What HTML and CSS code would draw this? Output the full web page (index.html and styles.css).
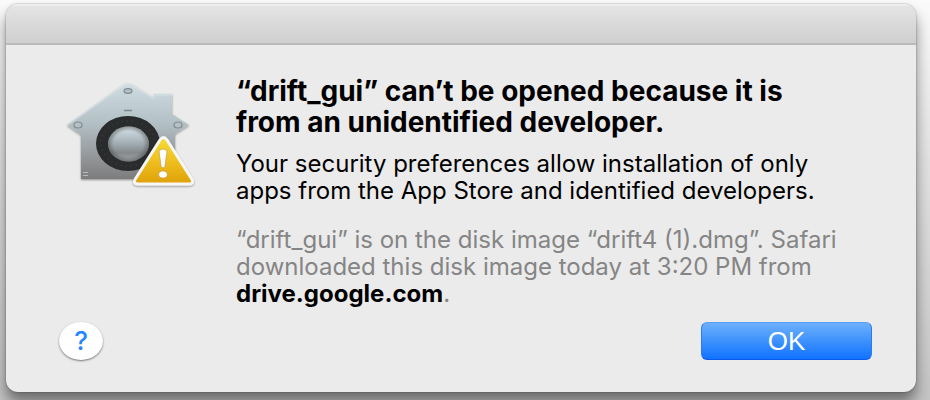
FILE: index.html
```html
<!DOCTYPE html>
<html lang="en">
<head>
<meta charset="utf-8">
<title>Unidentified developer</title>
<link rel="stylesheet" href="styles.css">
</head>
<body>
<main class="dialog" role="alertdialog" aria-labelledby="title" aria-describedby="message">
  <header class="titlebar"></header>
  <div class="content">
    <svg class="icon" viewBox="0 0 140 112" preserveAspectRatio="none" aria-hidden="true">
      <defs>
        <linearGradient id="house" x1="0" y1="0" x2="0" y2="1">
          <stop offset="0" stop-color="#cfdde2"/><stop offset=".4" stop-color="#b4c2c8"/><stop offset=".75" stop-color="#96999b"/><stop offset="1" stop-color="#7c7c7c"/>
        </linearGradient>
        <linearGradient id="knob" x1="0" y1="0" x2="0" y2="1">
          <stop offset="0" stop-color="#d5e4ea"/><stop offset=".45" stop-color="#a5b1b7"/><stop offset=".75" stop-color="#85898c"/><stop offset="1" stop-color="#a5a8aa"/>
        </linearGradient>
        <radialGradient id="edge"><stop offset=".72" stop-color="#444" stop-opacity="0"/><stop offset="1" stop-color="#444" stop-opacity=".5"/></radialGradient>
        <linearGradient id="warn" x1="0" y1="0" x2="0" y2="1">
          <stop offset="0" stop-color="#f7dc35"/><stop offset=".5" stop-color="#efc020"/><stop offset="1" stop-color="#dfa008"/>
        </linearGradient>
        <filter id="shade" x="-10%" y="-10%" width="125%" height="130%"><feDropShadow dx="0" dy="1" stdDeviation="1.2" flood-color="#000" flood-opacity=".4"/></filter>
      </defs>
      <path filter="url(#shade)" fill="url(#house)" d="M67 5 Q72 2 77 5 L98 18 V14 H116 V34 L133 45 L119 54 V99 H25 V55 L11 45 Z"/>
      <path fill="none" stroke="#dce7eb" stroke-opacity=".7" d="M12 45 L67 6 Q72 3 77 6 L98 19 V15 H116"/>
      <g fill="#b4c0c5" stroke="#7f8b8f" stroke-width="1.2">
        <ellipse cx="72" cy="11" rx="4" ry="2.3"/><ellipse cx="22" cy="45" rx="4" ry="3"/><ellipse cx="122" cy="45" rx="4" ry="3"/>
      </g>
      <path stroke="#7d898d" stroke-width="1.5" d="M68 30.500H76"/>
      <path stroke="#b9b9b9" d="M27 92.500H32M27 95.500H32"/>
      <ellipse cx="72" cy="63.500" rx="32" ry="27.500" fill="#292b2c"/>
      <ellipse cx="72" cy="63.500" rx="27" ry="22.500" fill="none" stroke="#383b3c" stroke-width="2" stroke-dasharray="1 4"/>
      <ellipse cx="72.500" cy="64" rx="20.500" ry="17.500" fill="url(#knob)"/>
      <ellipse cx="72.500" cy="64" rx="20.500" ry="17.500" fill="url(#edge)"/>
      <path filter="url(#shade)" fill="url(#warn)" stroke="#f7f7f7" stroke-width="3" stroke-linejoin="round" d="M104 60 Q107.500 55 111 60 L136 99.500 Q138 104 133 104 H82 Q77 104 79 99.500 Z"/>
      <path fill="#fff" stroke="#b9974a" stroke-width=".6" d="M103 71 Q107 67 111 71 L108.800 87 Q107 88.500 105.200 87 Z"/>
      <ellipse cx="107" cy="94.500" rx="4.300" ry="3.500" fill="#fff" stroke="#b9974a" stroke-width=".6"/>
    </svg>
    <div class="text">
      <h1 id="title">“drift_gui” can’t be opened because it is<br>from an unidentified developer.</h1>
      <p id="message">Your security preferences allow installation of only<br>apps from the App Store and identified developers.</p>
      <p class="source">“drift_gui” is on the disk image “drift4 (1).dmg”. Safari<br>downloaded this disk image today at 3:20 PM from<br><strong>drive.google.com</strong>.</p>
    </div>
  </div>
  <footer class="actions">
    <button class="help" type="button" aria-label="Help">?</button>
    <button class="ok" type="button">OK</button>
  </footer>
</main>
</body>
</html>
```
FILE: styles.css
```css
* { box-sizing: border-box; }

body {
  display: flex;
  min-height: 100vh;
  margin: 0;
  padding: 4px 14px 8px 6px;
  font-family: Inter, "Liberation Sans", sans-serif;
  background: linear-gradient(#fafafa, #e2e2e2 40%, #c4c4c4);
}

.dialog {
  display: flex;
  flex: 1;
  flex-direction: column;
  overflow: hidden;
  border-radius: 12px;
  background: #ebebeb;
  box-shadow: 0 0 2px rgba(0, 0, 0, .4), 0 10px 14px rgba(0, 0, 0, .45);
}

.titlebar {
  height: 41px;
  border-top: 2px solid #eee;
  border-bottom: 2px solid #bababa;
  background: linear-gradient(#e4e4e4, #cfcfcf);
}

.content {
  display: flex;
  flex: 1;
  gap: 40px;
  padding: 31px 48px 0 50px;
}

.icon {
  flex: none;
  width: 140px;
  height: 112px;
  margin-top: 4px;
}

h1, p { margin: 0; white-space: nowrap; }

h1 {
  margin-bottom: 12px;
  font-size: 28px;
  font-weight: 700;
  line-height: 31px;
  color: #000;
}

p {
  font-size: 24px;
  line-height: 27px;
  color: #000;
}

.source { margin-top: 22px; color: #858585; }
.source strong { color: #000; }

.actions {
  display: flex;
  align-items: center;
  justify-content: space-between;
  padding: 0 44px 32px 53px;
}

button { padding: 0; border: 0; font-family: inherit; }

.help {
  width: 44px;
  height: 38px;
  border-radius: 50%;
  font-size: 26px;
  font-weight: 500;
  line-height: 38px;
  color: #2587ff;
  background: #fff;
  box-shadow: 0 1px 2px rgba(0, 0, 0, .5);
}

.ok {
  width: 171px;
  height: 38px;
  border: 1px solid;
  border-color: #559ff5 #2b7cf3 #0a58ee;
  border-radius: 6px;
  font-family: "Liberation Sans", sans-serif;
  font-size: 26px;
  line-height: 36px;
  color: #fff;
  background: linear-gradient(#6cb0fb, #1073ff);
}
```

--------------------

Your objective ->
Identify each line containing the string "index" and copy it out.

Full solution ->
What HTML and CSS code would draw this? Output the full web page (index.html and styles.css).
FILE: index.html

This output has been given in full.